Terms with initial capitalization not otherwise defined shall have the meanings ascribed to such terms in the Employment Agreement (as
defined below).
WHEREAS, the Parties
entered into an Amended and Restated Employment Agreement dated as of December 8, 2024 (the “Employment Agreement”),
which superseded a prior employment agreement between the Parties dated as of July 16, 2020 (the “Prior Agreement”);
WHEREAS, pursuant to
the Employment Agreement, the Company agreed to provide the Employee with certain severance pay and benefits (the “Severance
Benefits”) in the event of certain cessations of employment, subject to, among other things, the Employee entering into, not
revoking and complying with a Separation Agreement and Release;
WHEREAS, the Employee’s
employment with the Company is ending pursuant to Section 3(c) and Section 4 of the Employment Agreement;
WHEREAS, this Agreement
is the Separation Agreement and Release referred to in the Employment Agreement;
WHEREAS, the Company
desires to retain the services of the Employee as an independent contractor for a limited period of time following the last day of the
Employee’s employment (the “Post-Employment Consulting Opportunity”);
WHEREAS, in exchange
for, among other things, the Employee entering into and not revoking this Agreement and fully complying with the Continuing Obligations
(as defined below), the Company shall provide the Employee with the Severance Benefits and the Post-Employment Consulting Opportunity;
and
WHEREAS, the payments
and benefits set forth in this Agreement are the exclusive payments and benefits to be paid or provided to the Employee in connection
with the ending of the Employee’s employment. By entering into this Agreement, the Employee acknowledges and agrees that he is not
entitled to any other severance pay, benefits or equity rights including without limitation pursuant to any severance plan, program or
arrangement.
NOW, THEREFORE, for
good and valuable consideration, the receipt and sufficiency of which is hereby acknowledged, the Parties hereby agree as follows:
1.
Transition Period; Ending of Employment.
(a)
If the Employee enters into, does not revoke and complies with this Agreement, then the Employee’s employment with the Company
will continue until March 15, 2025 (the “Anticipated Date of Termination”), unless the Employee sooner resigns or is
terminated by the Company for Cause which, for purposes of the Transition Period, shall mean a material breach of this Agreement or the
Restrictive Covenant Agreement (as defined below), in each case as determined by the Company in its reasonable good faith discretion,
which, if curable, continues uncured for the period of five business days following the Employee’s receipt of written notice from
the Company describing in reasonable detail the conduct giving rise to the notification of a termination for Cause. The actual last day
of the Employee’s employment is referred to herein as the “Date of Termination,” and the time period between
the date the Employee receives this Agreement and the Date of Termination is referred to herein as the “Transition Period.”

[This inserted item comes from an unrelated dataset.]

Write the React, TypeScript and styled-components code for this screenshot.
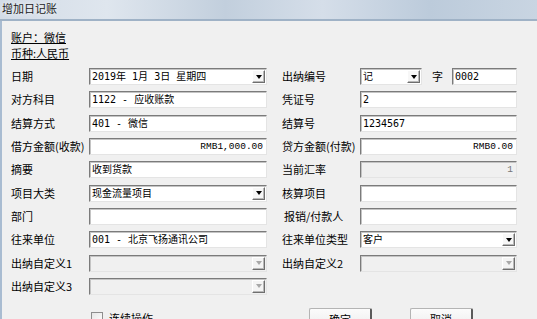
import React from 'react';
import styled, { createGlobalStyle } from 'styled-components';

const Global = createGlobalStyle`
  html, body { margin: 0; padding: 0; background: #f0f0f0; }
  body { width: 537px; height: 319px; overflow: hidden; font-family: "Noto Sans CJK SC", sans-serif; }
`;

const Window = styled.div`
  width: 537px;
  height: 319px;
  display: flex;
  flex-direction: column;
  background: #f0f0f0;
  overflow: hidden;
`;

const TitleBar = styled.div`
  flex: none;
  height: 19px;
  padding-left: 2px;
  background: linear-gradient(90deg, #d3dce7 0%, #dfe6ee 20%, #c2cfdd 42%, #d5dee9 60%, #bccbdb 80%, #c9d5e2 100%);
  border-bottom: 2px solid #9fb2c6;
  font-size: 11px;
  line-height: 17px;
  color: #1c1c1c;
  text-shadow: 0 0 4px #ffffff;
`;

const Body = styled.div`
  flex: 1;
  border-left: 2px solid #a9bcd1;
  padding: 7.5px 0 0 9px;
`;

const InfoLine = styled.div`
  height: 16px;
  font-size: 11px;
  line-height: 16px;
  color: #000;
  text-decoration: underline;
  text-underline-offset: 1px;
`;

const FormGrid = styled.div`
  margin-top: 7.5px;
  display: grid;
  grid-template-columns: 78px 178px 15px 78px 157px;
  grid-auto-rows: 17px;
  row-gap: 6.333px;
  align-items: center;
`;

const Label = styled.div<{ $col: number; $indent?: boolean }>`
  grid-column: ${(p) => p.$col};
  padding-left: ${(p) => (p.$indent ? '2px' : '0')};
  font-size: 11px;
  line-height: 17px;
  white-space: nowrap;
  color: #000;
`;

const Cell = styled.div<{ $col: number }>`
  grid-column: ${(p) => p.$col};
  height: 17px;
  display: flex;
  align-items: center;
`;

const Box = styled.div<{ $disabled?: boolean; $w?: number }>`
  box-sizing: border-box;
  height: 17px;
  ${(p) => (p.$w ? `width: ${p.$w}px; flex: none;` : 'flex: 1;')}
  display: flex;
  align-items: center;
  border: 1px solid;
  border-color: #7b7b7b #e4e4e4 #e4e4e4 #7b7b7b;
  box-shadow: inset 1px 1px 0 #c4c4c4;
  background: ${(p) => (p.$disabled ? '#f0f0f0' : '#ffffff')};
  overflow: hidden;
`;

const BoxText = styled.span<{ $mono?: boolean; $right?: boolean; $dim?: boolean }>`
  flex: 1;
  padding: ${(p) => (p.$right ? '0 3px 0 0' : '0 0 0 2px')};
  text-align: ${(p) => (p.$right ? 'right' : 'left')};
  font-family: ${(p) =>
    p.$mono ? '"Liberation Mono", monospace' : '"DejaVu Sans Mono", "Noto Sans CJK SC", monospace'};
  font-size: ${(p) => (p.$mono ? '9.5px' : '10px')};
  line-height: 15px;
  white-space: pre;
  color: ${(p) => (p.$dim ? '#777' : '#000')};
`;

const DropButton = styled.div<{ $disabled?: boolean }>`
  flex: none;
  box-sizing: border-box;
  width: 13px;
  height: 13px;
  margin-right: 1px;
  display: flex;
  align-items: center;
  justify-content: center;
  background: ${(p) => (p.$disabled ? '#f4f4f4' : '#f7f7f7')};
  border: 1px solid;
  border-color: #ffffff #6e6e6e #6e6e6e #ffffff;
  box-shadow: inset -1px -1px 0 #b8b8b8;
`;

const Arrow = styled.div<{ $disabled?: boolean }>`
  width: 0;
  height: 0;
  border-left: 3.5px solid transparent;
  border-right: 3.5px solid transparent;
  border-top: 4px solid ${(p) => (p.$disabled ? '#a8a8a8' : '#000')};
`;

const ZiLabel = styled.span`
  flex: none;
  width: 30px;
  padding-left: 10px;
  box-sizing: border-box;
  font-size: 11px;
  line-height: 17px;
`;

const Footer = styled.div`
  margin-top: 13px;
  display: grid;
  grid-template-columns: 298px 63px 38px 63px;
  align-items: start;
`;

const CheckRow = styled.label`
  padding: 4px 0 0 80px;
  display: flex;
  align-items: center;
  font-size: 11px;
  line-height: 13px;
`;

const CheckBox = styled.span`
  box-sizing: border-box;
  width: 12px;
  height: 12px;
  margin-right: 6px;
  border: 1px solid #8e8e8e;
  background: linear-gradient(135deg, #e6e6e6, #ffffff);
`;

const Button = styled.div<{ $col: number }>`
  grid-column: ${(p) => p.$col};
  box-sizing: border-box;
  height: 22px;
  border: 1px solid #b4b4b4;
  border-right: 2px solid #5a5a5a;
  border-radius: 2px;
  background: linear-gradient(#fbfbfb, #ececec);
  font-size: 11px;
  line-height: 20px;
  text-align: center;
`;

type Field =
  | { kind: 'text'; value?: string; disabled?: boolean }
  | { kind: 'amount'; value: string; disabled?: boolean }
  | { kind: 'combo'; value?: string; disabled?: boolean }
  | { kind: 'number' };

type Row = { left: [string, Field]; right?: [string, Field, boolean?] };

const rows: Row[] = [
  { left: ['日期', { kind: 'combo', value: '2019年 1月 3日 星期四' }], right: ['出纳编号', { kind: 'number' }] },
  { left: ['对方科目', { kind: 'text', value: '1122 - 应收账款' }], right: ['凭证号', { kind: 'text', value: '2' }] },
  { left: ['结算方式', { kind: 'text', value: '401 - 微信' }], right: ['结算号', { kind: 'text', value: '1234567' }] },
  { left: ['借方金额(收款)', { kind: 'amount', value: 'RMB1,000.00' }], right: ['贷方金额(付款)', { kind: 'amount', value: 'RMB0.00' }] },
  { left: ['摘要', { kind: 'text', value: '收到货款' }], right: ['当前汇率', { kind: 'amount', value: '1', disabled: true }] },
  { left: ['项目大类', { kind: 'combo', value: '现金流量项目' }], right: ['核算项目', { kind: 'text' }] },
  { left: ['部门', { kind: 'text' }], right: ['报销/付款人', { kind: 'text' }, true] },
  { left: ['往来单位', { kind: 'text', value: '001 - 北京飞扬通讯公司' }], right: ['往来单位类型', { kind: 'combo', value: '客户' }] },
  { left: ['出纳自定义1', { kind: 'combo', disabled: true }], right: ['出纳自定义2', { kind: 'combo', disabled: true }] },
  { left: ['出纳自定义3', { kind: 'combo', disabled: true }] },
];

const Combo: React.FC<{ value?: string; disabled?: boolean; w?: number }> = ({ value, disabled, w }) => (
  <Box $disabled={disabled} $w={w}>
    <BoxText>{value}</BoxText>
    <DropButton $disabled={disabled}>
      <Arrow $disabled={disabled} />
    </DropButton>
  </Box>
);

const renderField = (f: Field) => {
  switch (f.kind) {
    case 'text':
      return (
        <Box $disabled={f.disabled}>
          <BoxText>{f.value}</BoxText>
        </Box>
      );
    case 'amount':
      return (
        <Box $disabled={f.disabled}>
          <BoxText $mono $right $dim={f.disabled}>{f.value}</BoxText>
        </Box>
      );
    case 'combo':
      return <Combo value={f.value} disabled={f.disabled} />;
    case 'number':
      return (
        <>
          <Combo value="记" w={62} />
          <ZiLabel>字</ZiLabel>
          <Box>
            <BoxText>0002</BoxText>
          </Box>
        </>
      );
  }
};

export default function App() {
  return (
    <Window>
      <Global />
      <TitleBar>增加日记账</TitleBar>
      <Body>
        <InfoLine>账户：微信</InfoLine>
        <InfoLine>币种:人民币</InfoLine>
        <FormGrid>
          {rows.map((r, i) => (
            <React.Fragment key={i}>
              <Label $col={1}>{r.left[0]}</Label>
              <Cell $col={2}>{renderField(r.left[1])}</Cell>
              {r.right && (
                <>
                  <Label $col={4} $indent={r.right[2]}>{r.right[0]}</Label>
                  <Cell $col={5}>{renderField(r.right[1])}</Cell>
                </>
              )}
            </React.Fragment>
          ))}
        </FormGrid>
        <Footer>
          <CheckRow>
            <CheckBox />
            连续操作
          </CheckRow>
          <Button $col={2}>确定</Button>
          <Button $col={4}>取消</Button>
        </Footer>
      </Body>
    </Window>
  );
}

During the Transition Period, unless otherwise requested by the Company’s Chief Executive Officer (“CEO”), the
Employee will continue to work on a full-time basis, retain his title and perform his regular duties, except that Tech Ops, Facilities
and IT will transfer to the Company’s Chief Technical & Quality Officer (“CTQO”) upon the start of her employment
and, if the Company retains a new Chief Financial Officer (“New CFO”) prior to the Date of Termination, the Employee
will serve in the role as Senior Advisor from the date the New CFO commences employment until the Date of Termination. The Employee will
perform his duties competently and professionally during the Transition Period. The Employee acknowledges and agrees that actions constituting
Good Reason under Section 3(d)(i) of the Employment Agreement will not apply during the Transition Period and waives the application of
this section of Good Reason to his employment during the Transition Period.
(b)
During the Transition Period, the Employee will continue to receive his current Base Salary, remain eligible for benefits, subject
to the terms of the applicable benefits plans, and vest in his outstanding, unvested stock options and restricted stock units (collectively,
the “Equity Awards”) granted to him by Scholar Rock Holding Corporation (“SR Holding”), subject
to the terms and conditions set forth in the applicable equity award agreements and equity plans (collectively, the “Equity Documents”).
(c)
The Employee’s employment with the Company shall end on the Date of Termination. The Parties acknowledge and agree that the
Company has satisfied any notice obligations under Section 3(e) of the Employment Agreement. The Employee shall be deemed to have resigned
from any and all officer and board member positions that the Employee holds with the Company or any of its subsidiaries and affiliates
no later than the Date of Termination, and the Employee agrees to execute any documents in reasonable form as may be requested to confirm
or effectuate any such resignations. As of the Date of Termination, the Employee shall have no further employment relationship with the
Company or any of its subsidiaries or affiliates.
(d)
The Employee agrees to promptly inform the Company prior to commencing other employment before the Anticipated Date of Termination,
in which case the Employee’s employment with the Company will end immediately prior to the start date of such new employment and
the Employee will not be eligible for the Severance Benefits or the Post-Employment Consulting Opportunity. For the avoidance of doubt,
if the Employee resigns or the Company terminates the Employee’s employment for Cause prior to the Anticipated Date of Termination,
the Employee’s employment will end and the Employee will be paid the Accrued Benefit (as defined below), but he will have no right
to the Severance Benefits, the Post-Employment Consulting Opportunity or any other post-employment compensation or benefits from the Company.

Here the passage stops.